Harry Keyser, of the undertaking parlors, said this morning that since October 16th, just three weeks ago, there had been 29 deaths handled by him, all from Elko county except four from Palisade. Not all of them were victims of the “flu,” but the great majority were. And still some people say that the situation is not serious, and the face masks are no good. Never in the history of the county has there been such a large rate as during the past three weeks.
75 YEARS AGO
November 4, 1943: The North Fork store, about 50 miles north of Elko on the Elko-Mountain City road, was destroyed by fire yesterday afternoon about 2:30 o’clock. The building which is owned by Chester Laing and leased by John Lagarzia, was completely destroyed, with the furnishings and a $3,000 stock. The blaze started in a faulty flue, while Mrs. Lagarzia was in the store section of the building. Her two children were having a nap and she rushed to get them to safety and then called for help. The blaze was so intense that it was impossible for the fire fighters to get close to it.
November 9, 1943: State and city equipment has been started on the difficult job of straightening the Humboldt river bed through the city of Elko and to throw up protective dikes against possible flood waters of the future. The state equipment including a drag line of a half yard capacity and a bulldozer have been on the job for several days. The old dam below the bridge is rapidly being removed in an effort to straighten the river channel, and allow for freer passage of water. The state’s activity will be confined to that area in the river between Fourth and Sixth streets. Necessity for work on the river through Elko became evident this winter and spring and early in the spring of 1942, when the river flooded its banks on three different occasions and drove people from their homes, located along the river banks.
November 10, 1943: Members of the present city council have reached an agreement with the Southern Pacific company for the purchase of a new dump ground, settling a question which has been a sore spot among a great number of resident in Elko for a number of years. The new ground is north of Elko and east of the old Tuscarora road. It consists of 340 acres and was purchased at a price of $1,140. There was an objection to the sale of the ground for some time, it being part that part of it was used as a livestock trail. However, the objection has been removed by the grazing service and as a result the railroad company willingly agreed to the sale as a convenience to the city.
50 YEARS AGO
November 4, 1968: Elko County Clerk Robert L. Kane today forecast an 85 percent turnout among Elko County’s registered voters tomorrow for the 1968 general election. He reported a total of 6.022 registered voters in the county and the 85 percent turnout — about the same as in 1962 and 1964 — would yield a total vote in Elko County at just over 5,100.
Election results again will be compiled and posted on election night by the Elko Daily Free Press.
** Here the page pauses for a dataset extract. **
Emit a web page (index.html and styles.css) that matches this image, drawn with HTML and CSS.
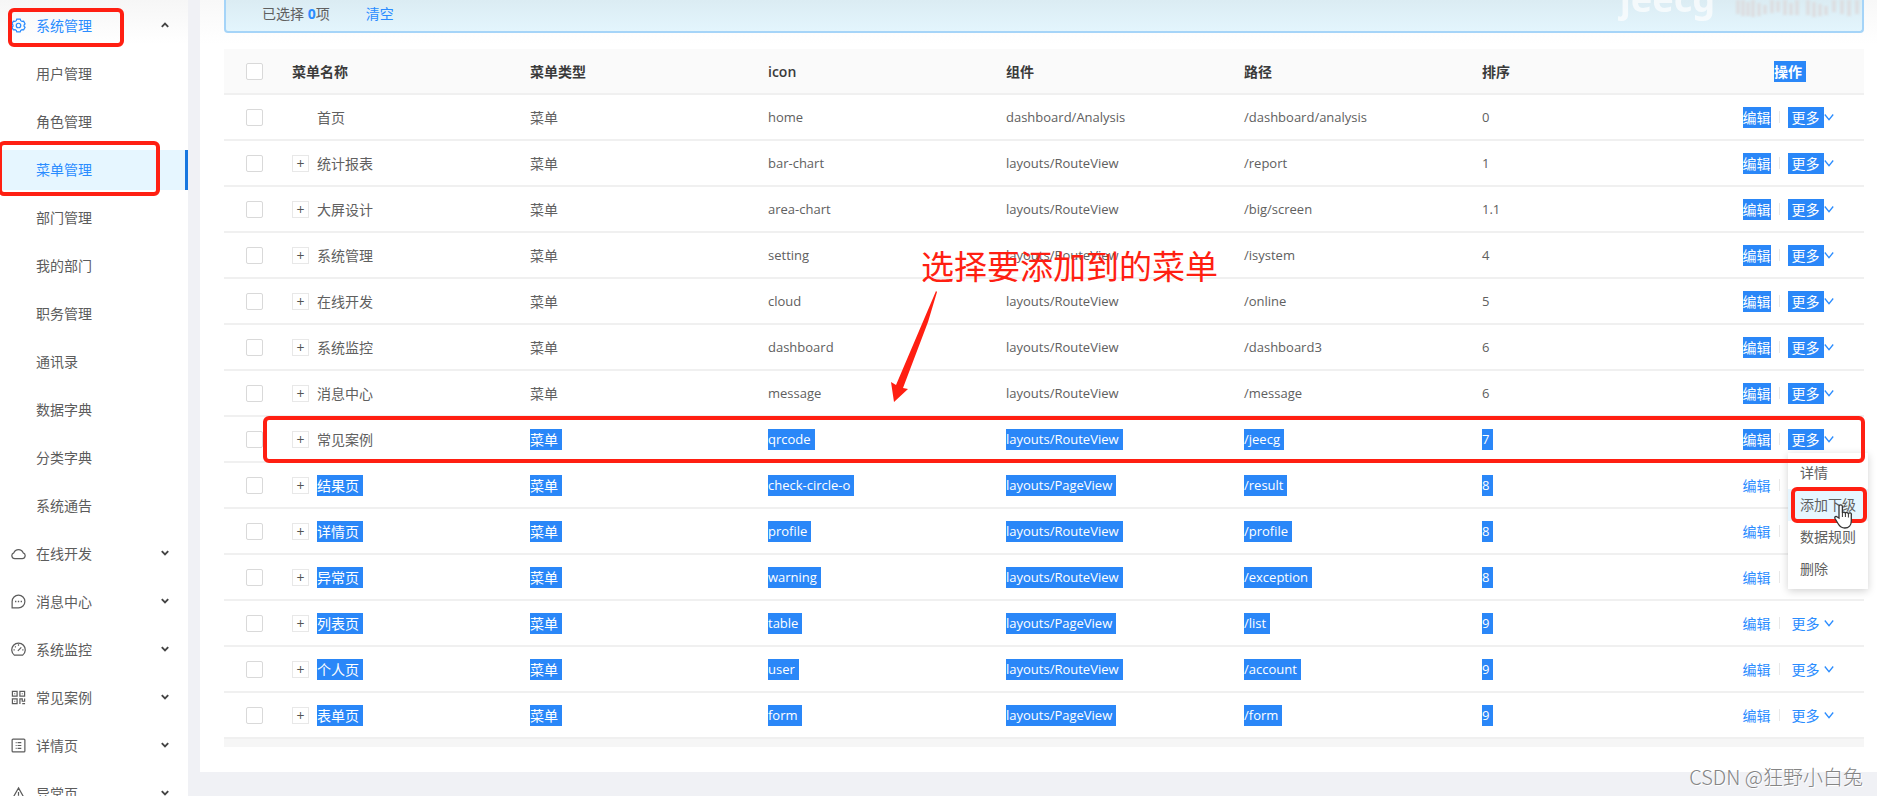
FILE: index.html
```html
<!DOCTYPE html>
<html lang="zh-CN">
<head>
  <meta charset="UTF-8">
  <meta name="viewport" content="width=device-width, initial-scale=1.0">
  <title>菜单管理</title>
  <link rel="stylesheet" href="styles.css">
</head>
<body>
  <svg class="sprite" aria-hidden="true">
    <symbol id="down" viewBox="0 0 10 10"><path d="M.8 2.5 5 7.7 9.200 2.500" fill="none" stroke="currentColor" stroke-width="1.300"/></symbol>
    <symbol id="caret" viewBox="0 0 10 10"><path d="M1.8 3.2 5 6.4 8.2 3.2" fill="none" stroke="currentColor" stroke-width="1.9"/></symbol>
  </svg>

  <div class="layout">
    <aside class="sidebar">
      <nav>
        <a href="#" class="item open">
          <svg class="icon" viewBox="0 0 16 16"><path d="M6.2 1.2h3.6l.6 1.7 1.3.8 1.8-.3 1.5 2.9-1.1 1.2v1.2l1.1 1.2-1.5 2.8-1.8-.3-1.3.8-.6 1.6H6.2l-.6-1.6-1.3-.8-1.8.3L1 9.9l1.1-1.2V7.5L1 6.3l1.5-2.9 1.8.3 1.3-.8z"/><circle cx="8" cy="8" r="2.4"/></svg>
          <span>系统管理</span>
          <svg class="caret up"><use href="#caret"/></svg>
          <i class="mark mark-group"></i>
        </a>
        <a href="#" class="item sub">用户管理</a>
        <a href="#" class="item sub">角色管理</a>
        <a href="#" class="item sub active">菜单管理<i class="mark mark-menu"></i></a>
        <a href="#" class="item sub">部门管理</a>
        <a href="#" class="item sub">我的部门</a>
        <a href="#" class="item sub">职务管理</a>
        <a href="#" class="item sub">通讯录</a>
        <a href="#" class="item sub">数据字典</a>
        <a href="#" class="item sub">分类字典</a>
        <a href="#" class="item sub">系统通告</a>
        <a href="#" class="item">
          <svg class="icon" viewBox="0 0 16 16"><path d="M4 13.500h8a3.200 3.200 0 0 0 1-6.200 5.300 5.300 0 0 0-10 0 3.200 3.200 0 0 0 1 6.200z"/></svg>
          <span>在线开发</span>
          <svg class="caret"><use href="#caret"/></svg>
        </a>
        <a href="#" class="item">
          <svg class="icon" viewBox="0 0 16 16"><path d="M1.2 14.800V8A6.800 6.800 0 1 1 8 14.800z"/><path d="M4.300 8h1.400M7.300 8h1.400M10.300 8h1.400" stroke-width="1.500"/></svg>
          <span>消息中心</span>
          <svg class="caret"><use href="#caret"/></svg>
        </a>
        <a href="#" class="item">
          <svg class="icon" viewBox="0 0 16 16"><path d="M3.500 14a7.200 7.200 0 1 1 9 0zM7.300 9.500 11 5.800M8 2.500V4M2.700 8.500H4M12 8.500h1.300M4.300 4.800l.8.8"/></svg>
          <span>系统监控</span>
          <svg class="caret"><use href="#caret"/></svg>
        </a>
        <a href="#" class="item">
          <svg class="icon" viewBox="0 0 16 16"><path d="M1.500 1.500h5v5h-5zM9.500 1.500h5v5h-5zM1.500 9.500h5v5h-5zM3.500 4h1M11.500 4h1M3.500 12h1M9.500 15V9.500H12V12h2.500V9M12 14.500h3"/></svg>
          <span>常见案例</span>
          <svg class="caret"><use href="#caret"/></svg>
        </a>
        <a href="#" class="item">
          <svg class="icon" viewBox="0 0 16 16"><rect x="1.200" y="1.200" width="13.600" height="13.600" rx="1"/><path d="M7 5h4M7 8h4M7 11h4M5 5h1M5 8h1M5 11h1"/></svg>
          <span>详情页</span>
          <svg class="caret"><use href="#caret"/></svg>
        </a>
        <a href="#" class="item">
          <svg class="icon" viewBox="0 0 16 16"><path d="M8 2 15 14.500H1zM8 6.500v4M8 12v1"/></svg>
          <span>异常页</span>
          <svg class="caret"><use href="#caret"/></svg>
        </a>
      </nav>
    </aside>

    <main class="content">
      <div class="panel">
        <div class="alert">
          <span>已选择 <b>0</b>项</span>
          <a href="#">清空</a>
          <span class="brand">jeecg</span>
          <svg class="smudge" viewBox="0 0 126 20"><path d="M2 0v14M7 0v16M12 2v14M17 0v17M23 3v13M29 5v9M36 0v13M42 1v11M49 0v15M55 3v12M61 0v15M72 0v15M78 2v15M84 4v12M90 6v9M98 0v12M106 0v14M113 0v16M121 0v14"/></svg>
        </div>
        <table>
          <colgroup><col class="col-check"><col span="6"><col class="col-action"></colgroup>
          <thead>
            <tr>
              <th><input type="checkbox" aria-label="全选"></th>
              <th>菜单名称</th>
              <th>菜单类型</th>
              <th>icon</th>
              <th>组件</th>
              <th>路径</th>
              <th>排序</th>
              <th><span class="sel">操作</span></th>
            </tr>
          </thead>
          <tbody id="rows"></tbody>
        </table>
        <div class="table-foot"></div>
      </div>
    </main>
  </div>

  <div class="note">选择要添加到的菜单</div>
  <svg class="arrow" viewBox="0 0 46 112"><path d="M45 0 46 1 37 31 12 97 17 98 3 111 0 91 5 94z" fill="#ff1f12"/></svg>
  <div class="credit">CSDN @狂野小白兔</div>

  <script src="script.js"></script>
</body>
</html>
```
FILE: styles.css
```css
* {
  box-sizing: border-box;
}

body {
  margin: 0;
  height: 100vh;
  overflow: hidden;
  position: relative;
  background: #f0f1f5;
  color: #606060;
  font: 14px/21px "Open Sans", "Noto Sans CJK SC", sans-serif;
}

a {
  color: #2a8cff;
  text-decoration: none;
}

.sprite {
  position: absolute;
  width: 0;
  height: 0;
}

.layout {
  display: flex;
  gap: 12px;
}

/* sidebar */
.sidebar {
  flex: 0 0 188px;
  height: 100vh;
  background: linear-gradient(#f6f6f6, #fff 44px);
}

nav {
  display: flex;
  flex-direction: column;
  gap: 8px;
  padding-top: 6px;
}

.item {
  position: relative;
  display: flex;
  flex-shrink: 0;
  align-items: center;
  height: 40px;
  padding: 0 18px 2px 11px;
  color: #5c5c5c;
}

.item.sub {
  padding-left: 36px;
}

.item.open,
.item.active {
  color: #2a8cff;
}

.item.active {
  background: #e6f6ff;
  border-right: 3px solid #1677e0;
}

.icon {
  width: 15px;
  height: 15px;
  margin-right: 10px;
  fill: none;
  stroke: currentColor;
  stroke-width: 1.3;
}

.caret {
  width: 10px;
  height: 10px;
  margin-left: auto;
  color: #444;
}

.caret.up {
  transform: rotate(180deg);
}

/* panel */
.content {
  flex: 1;
  min-width: 0;
}

.panel {
  padding: 0 13px 25px 24px;
  background: linear-gradient(#f8f8f8, #fff 44px);
}

.alert {
  position: relative;
  display: flex;
  gap: 36px;
  height: 33px;
  margin-bottom: 16px;
  padding: 3px 36px;
  border: 1px solid #a5d4f8;
  border-width: 0 2px 2px;
  border-radius: 0 0 4px 4px;
  background: linear-gradient(#dbecf3, #e3f5fd);
  overflow: hidden;
}

.alert b {
  color: #2a8cff;
}

.brand {
  position: absolute;
  right: 147px;
  top: -21px;
  color: #fff;
  font: bold 36px/40px "Noto Sans", sans-serif;
  opacity: 0.7;
}

.smudge {
  position: absolute;
  right: 0;
  top: 0;
  width: 126px;
  height: 20px;
  stroke: #dcdfe2;
  stroke-width: 4;
  filter: blur(1px);
}

table {
  width: 100%;
  border-collapse: collapse;
  table-layout: fixed;
}

.col-check {
  width: 60px;
}

.col-action {
  width: 152px;
}

th,
td {
  height: 46px;
  padding: 0 8px;
  border-bottom: 2px solid #f0f0f0;
  text-align: left;
  white-space: nowrap;
}

th {
  height: 45px;
  background: #fafafa;
  color: #3a3a3a;
  font-weight: 600;
}

th:first-child,
td:first-child,
th:last-child,
td:last-child {
  text-align: center;
}

td.latin {
  font-size: 13px;
}

input[type="checkbox"] {
  appearance: none;
  display: block;
  width: 17px;
  height: 17px;
  margin: 0 auto;
  border: 1px solid #d9d9d9;
  border-radius: 2px;
  background: #fff;
}

.name {
  display: flex;
  align-items: center;
  gap: 8px;
}

.expand {
  width: 17px;
  height: 17px;
  padding: 0;
  border: 1px solid #e8e8e8;
  background: #fff;
  color: #555;
  font: 14px/15px "Open Sans", sans-serif;
}

.expand.leaf {
  visibility: hidden;
}

.sel {
  display: inline-block;
  padding-right: 4px;
  background: #2a87f8;
  color: #fff;
}

th .sel {
  margin-left: 4px;
}

.actions {
  position: relative;
  display: flex;
  justify-content: center;
  align-items: center;
}

.actions .sel {
  padding-right: 0;
}

.actions .more {
  padding: 0 4px;
}

.actions i.split {
  width: 1px;
  height: 12px;
  margin: 0 8px;
  background: #e8e8e8;
}

.actions svg {
  width: 10px;
  height: 10px;
  color: #2a8cff;
}

.table-foot {
  height: 8px;
  background: #f6f6f6;
}

/* row dropdown */
.dropdown {
  position: absolute;
  z-index: 2;
  top: 24px;
  right: -12px;
  width: 80px;
  margin: 0;
  padding: 4px 0;
  list-style: none;
  text-align: left;
  background: #fff;
  box-shadow: 0 2px 8px rgba(0, 0, 0, 0.18);
}

.dropdown li {
  position: relative;
}

.dropdown a {
  display: block;
  padding: 5px 12px 6px;
  color: #606060;
}

.dropdown .hover {
  background: #e6f6ff;
}

.actions .pointer {
  position: absolute;
  z-index: 4;
  left: 45px;
  top: 14px;
  width: 20px;
  height: 26px;
}

/* red marks */
.mark {
  position: absolute;
  z-index: 3;
  border: 4px solid #ff1f12;
  border-radius: 6px;
  pointer-events: none;
}

.mark-group {
  left: 8px;
  top: 2px;
  width: 116px;
  height: 39px;
}

.mark-menu {
  left: -2px;
  top: -9px;
  width: 162px;
  height: 55px;
}

.mark-row {
  left: 39px;
  right: -1px;
  top: 0;
  height: 47px;
}

.mark-item {
  left: 3px;
  right: 1px;
  top: -2px;
  height: 36px;
}

tr.marked {
  position: relative;
}

.note {
  position: absolute;
  left: 921px;
  top: 243px;
  color: #ff1f12;
  font: 33px/44px "Noto Sans CJK SC", sans-serif;
}

.arrow {
  position: absolute;
  left: 891px;
  top: 291px;
  width: 46px;
  height: 112px;
}

.credit {
  position: absolute;
  right: 14px;
  bottom: 5px;
  color: #858585;
  font: 300 20px/28px "Noto Sans CJK SC", sans-serif;
  text-shadow: 1px 1px 0 #fff;
}
```
FILE: script.js
```js
// name, icon, component, path, sort
const menus = [
  ["首页", "home", "dashboard/Analysis", "/dashboard/analysis", "0"],
  ["统计报表", "bar-chart", "layouts/RouteView", "/report", "1"],
  ["大屏设计", "area-chart", "layouts/RouteView", "/big/screen", "1.1"],
  ["系统管理", "setting", "layouts/RouteView", "/isystem", "4"],
  ["在线开发", "cloud", "layouts/RouteView", "/online", "5"],
  ["系统监控", "dashboard", "layouts/RouteView", "/dashboard3", "6"],
  ["消息中心", "message", "layouts/RouteView", "/message", "6"],
  ["常见案例", "qrcode", "layouts/RouteView", "/jeecg", "7"],
  ["结果页", "check-circle-o", "layouts/PageView", "/result", "8"],
  ["详情页", "profile", "layouts/RouteView", "/profile", "8"],
  ["异常页", "warning", "layouts/RouteView", "/exception", "8"],
  ["列表页", "table", "layouts/PageView", "/list", "9"],
  ["个人页", "user", "layouts/RouteView", "/account", "9"],
  ["表单页", "form", "layouts/PageView", "/form", "9"]
];
const current = 7; // row with the open dropdown

const dropdown = `
  <ul class="dropdown">
    <li><a href="#">详情</a></li>
    <li><a href="#" class="hover">添加下级</a><i class="mark mark-item"></i>
      <svg class="pointer" viewBox="0 0 20 26"><path d="M6 15V3.5a1.7 1.7 0 0 1 3.4 0V10a1.6 1.6 0 0 1 3 .3 1.6 1.6 0 0 1 3 .7 1.5 1.5 0 0 1 2.9.8V18c0 4-2.5 7-6.5 7-3.5 0-5-1.5-6.5-4L2 15.5c-.8-1.7 1-2.700 2.300-1.500z" fill="#fff" stroke="#333" stroke-width="1.3"/><path d="M9.4 10v4M12.4 10.5V14M15.4 11v3.5" stroke="#333"/></svg>
    </li>
    <li><a href="#">数据规则</a></li>
    <li><a href="#">删除</a></li>
  </ul>`;

document.getElementById("rows").innerHTML = menus.map(([name, icon, comp, path, sort], i) => {
  const cell = (text) => i >= current ? `<span class="sel">${text}</span>` : text;
  const act = i <= current ? "sel" : "";
  return `<tr class="${i === current ? "marked" : ""}">
    <td><input type="checkbox" aria-label="${name}">${i === current ? '<i class="mark mark-row"></i>' : ""}</td>
    <td><div class="name"><button class="expand ${i ? "" : "leaf"}" aria-label="展开">+</button><span class="${i > current ? "sel" : ""}">${name}</span></div></td>
    <td>${cell("菜单")}</td>
    <td class="latin">${cell(icon)}</td>
    <td class="latin">${cell(comp)}</td>
    <td class="latin">${cell(path)}</td>
    <td class="latin">${cell(sort)}</td>
    <td><div class="actions"><a href="#" class="${act}">编辑</a><i class="split"></i><a href="#" class="more ${act}">更多</a><svg><use href="#down"/></svg>${i === current ? dropdown : ""}</div></td>
  </tr>`;
}).join("");
```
Results are expected to start coming in from special correspondents in each precinct of the county shortly after 6 p.m. tomorrow and will be posted on boards at the Free Press office as soon as they are received. Date compiled by the Free Press will be relayed to three Elko hotels — the Commercial, Stockmen’s and Ranchinn — as well as to TV Pix and Radio Station KELK. For the first time, TV Pix will present a special telecast of the election results to their cable subscribers on Channel 9 (weather channel).
November 6, 1968: Two new county commissioners —Eyer Boie of Contact and Steve Sutherland of Elko — and two new school board trustees — James Wright of Tuscarora and Eldon Westlund of Lamoille — will take office as a result of yesterday’s election in Elko County. Incumbent County Assessor John Moschetti was the only office holder at the county level to win re-election. The voting in this county also followed the state pattern in regard to the four questions on the ballot. Elko County defeated Question No. 2 (debt limit) and Question No. 4 (lottery); and approved Question No. 1 (judges’ pay) and Question No. 3 (Ormsby consolidation).
NIXON WINS BY NARROW MARGIN. President Richard M. Nixon, who rose from the ashes of defeat to claim the presidency of the United States, said today the first objective of his administration would be “to bring us together.” He thanked his defeated opponent, Vice-President Hubert H. Humphrey for “the very gracious message” he had received from him and he congratulated Humphrey on his “gallant and courageous fight.”
25 YEARS AGO
November 5, 1993: Regal Financial and Development Corporation of Sacramento, Calif., was granted a conditional-use permit by Elko City Planning Commission Tuesday night to zone 30 acres of land on the north side of town as residential mobile home (RMH) 2. The land, located adjacent to the North VII Estates Subdivision, will comprise the future Golden Hills Estates Subdivision. The subdivision would consist of manufactured homes placed on permanent foundations with the low price range at around $85,000. The homes would have between 1,200 -1,900 square feet. The Golden Hills subdivision will consist of 119 lots built in five phases. The first building phase of 22 lots is scheduled to commence as soon as possible.
November 10, 1993: Ambitious plans to double the size of the Elko Convention Center with a 52,000 square-foot multipurpose building were unveiled yesterday by the Nevada Civic Club of Elko. Club President Ken Brooks and member Jacques Errecart made the presentation to the center’s board of directors and submitted an executive summary of the proposal for its review. The two-story facility would cost about $7 million and be financed through a voter-approved bond issue that would take effect in 1996, to coincide with the expiration of the 1976 bond that financed the existing center. The addition would offer space for 340 convention booths, three full-sized athletic courts, seating for 4,200 spectators, an indoor six-lane synthetic track, meeting and locker rooms and social areas. Civic Club member Kelly Buckner said their club’s primary interest was to find a method to expand the recreational facilities available for local youth activities. However, Buckner said, they realized a one-dimensional facility would never win the support of Elko taxpayers so they came up with the plan for the multipurpose addition to the convention center.
Elko City Council voted to develop a master plan for the Elko Industrial Subdivision, the old Western Pacific railyard property, in conjunction with North East Nevada Development Authority (NENDA) yesterday afternoon. The council also moved to reserve some of the land off Silver Street for public purposes.